We’ve all been there. Just a quick check on an Instagram notification and all of a sudden 45 minutes has gone by. Not really the best habit to get into. If you have the self-control, set up times when you’re allowed to check notifications. And. Stick. To. Those. Times. If you don’t have it in you (no shame, the first step in recovery is admitting you have a problem), there are tools out there to help. The easiest one is just to turn off notifications, or even your ringer/text alerts altogether if you can do that.

DO: Plan meals and snacks

No one feels good after realizing they’ve just plowed through a family-size bag of munchie mix and a full box of Oreos. However, we do all need to eat, and some of you workaholics know that you can get so into a groove that you forget to eat altogether. You’ll be a stronger worker and feel like a better version of yourself if you have a system in place for your nutrition.

First, it’s a great idea to keep a glass and pitcher of water, or water bottle, with you. Next, designate snack breaks for yourself, and set alarms so you remember to take those breaks. Try to plan snacks ahead so you go for the best option, not just the mindless option.

DON’T: Work in your PJ’s

I know, I know, we are all groaning. Isn’t wearing comfy clothes one of the main perks of working at home? Yes, it is! Luckily, just because you’re not working in your pyjamas doesn’t mean you can’t be comfy. How formal you go is up to you, just make sure you feel like you and your best, most productive self.

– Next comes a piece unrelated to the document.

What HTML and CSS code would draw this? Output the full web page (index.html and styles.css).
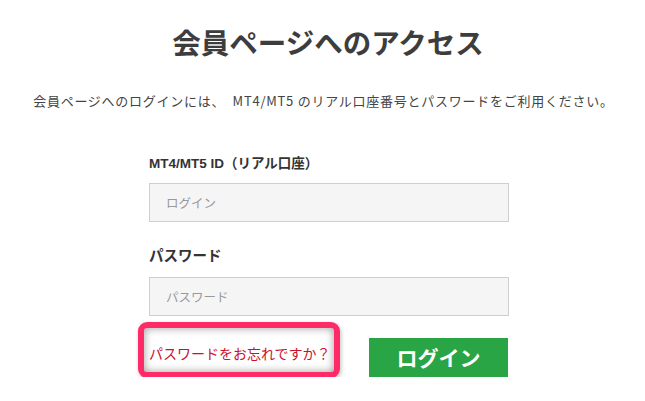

DO: Define your office boundaries

Sorry, this means no working from under your covers, tucked into bed all day. Especially while in self-isolation, a big part of maintaining sanity is being able to separate your work time from your personal time. This is much easier to do when you have an area for working that you can go to when your work hours begin, and leave when they’re over. However you do it, be strict with yourself to have space reserved solely for work, and space reserved for the rest of your life.

DON’T: Forget to move

Getting your head out of your workspace, or getting your blood flowing through a quick mini-workout can be a great way to boost or restore your productivity! Get up and take a quick walk around your apartment, take out the garbage just try to get up and move around and stretch every once and awhile.

DON’T: Get schlumpy

Don’t let yourself get into a place where you feel gross while you’re working or by the end of the day. Don’t let yourself slouch on the couch for the entirety of your work day, don’t wear the same clothes for 72 hours straight, and keep up basic hygiene. It’s a weird time for us all, but we’re going to get through it together. You’ve got this, so have a shower, organize your desk, sit up tall, and don’t let this thing get you down.

DO: Make sure housemates understand when you can’t be interrupted

Depending on who your housemates are, this can be easier said than done. If they’re fully-functioning adults, perhaps also working from home, hopefully healthy work boundaries can easily be set and maintained.

If your housemates are two toddlers and a five-year-old, this may be trickier business.

When kids are really young, there’s not much getting around it: they’ll need some adult supervision at all times. The best thing you can do in this case is be organized. If you have help or are able to get help, even better. Try scheduling work between you and your partner so that you can each have at least a few hours of uninterrupted work time. Schedule activities the day before, or even set an agenda for the entire week so that kids have something to do at all times. Allow flexibility within that schedule, but always have an option available so boredom never gets the best of you or them.

DO: Take breaks

Taking breaks is a vital part of optimizing your productivity. In this day and age, our breaks tend to just be switching from one screen to another, and don’t involve much more movement than that. These aren’t the kind of breaks your mind and body need. When you’re taking a break, make sure you really switch things up. Get up and move around. Talk to whoever’s around, or even give someone a phone call. Open a window and get some fresh air, or go for a walk if you’re able to. Really remove yourself from your work, your work space, and change your physical position, and you’ll find you’re much better and more alive with your work when you settle back into it again.

DON’T: Be on screens 24/7

Once you get off the clock, it can be almost primitive to switch immediately to social media. When you can’t get out and don’t have much else to do, Netflix is often the default choice for passing the time. However, all this screen time can take its toll on a person. Sooner or later, we all get that glazed-over, brain-dead feeling that doesn’t make anyone feel good about themselves. Really try to schedule at least 2 hours of screen-free time a night. This could involve picking up an old hobby, like playing an instrument, baking, cooking, reading, writing, crafting, or building something. Do a full clean of your entire house. Organize all of your closets and storage rooms, and get to any DIY projects you’ve been putting off. Though this might not seem like it directly applies to your work, it does much more than you might think. When you’re taking care of yourself, you do better in all areas of life.

DO: Take a breath of fresh air!

Obviously, some of us are a bit limited in our outdoor access at the moment. If you are able to get out to take a walk, do it! If you’re able to drive yourself out of town on the weekend to somewhere more remote, go for a hike there! If none of that is an option to you, even opening a window is better than nothing. Cabin fever is a real thing; being able to feel the wind on your face and remind yourself that there is a world beyond your walls is not just a nice pick-me-up, but rather critical for your overall mental, emotional, and physical health.

DON’T: Be too hard on yourself

It goes without saying that this is a weird time. All of us are being asked to make adjustments and sacrifices in the ways that we would like to be spending our time. While there are lots of silver linings to find in all of this, it’s okay to have moments and days where the events get you down, and you don’t feel like you’re doing your best work. You might even have some very full-on schlumpy days. It’s okay. Be gentle with yourself. We’re all just doing our best, and hopefully we can all have grace for one another, and for ourselves.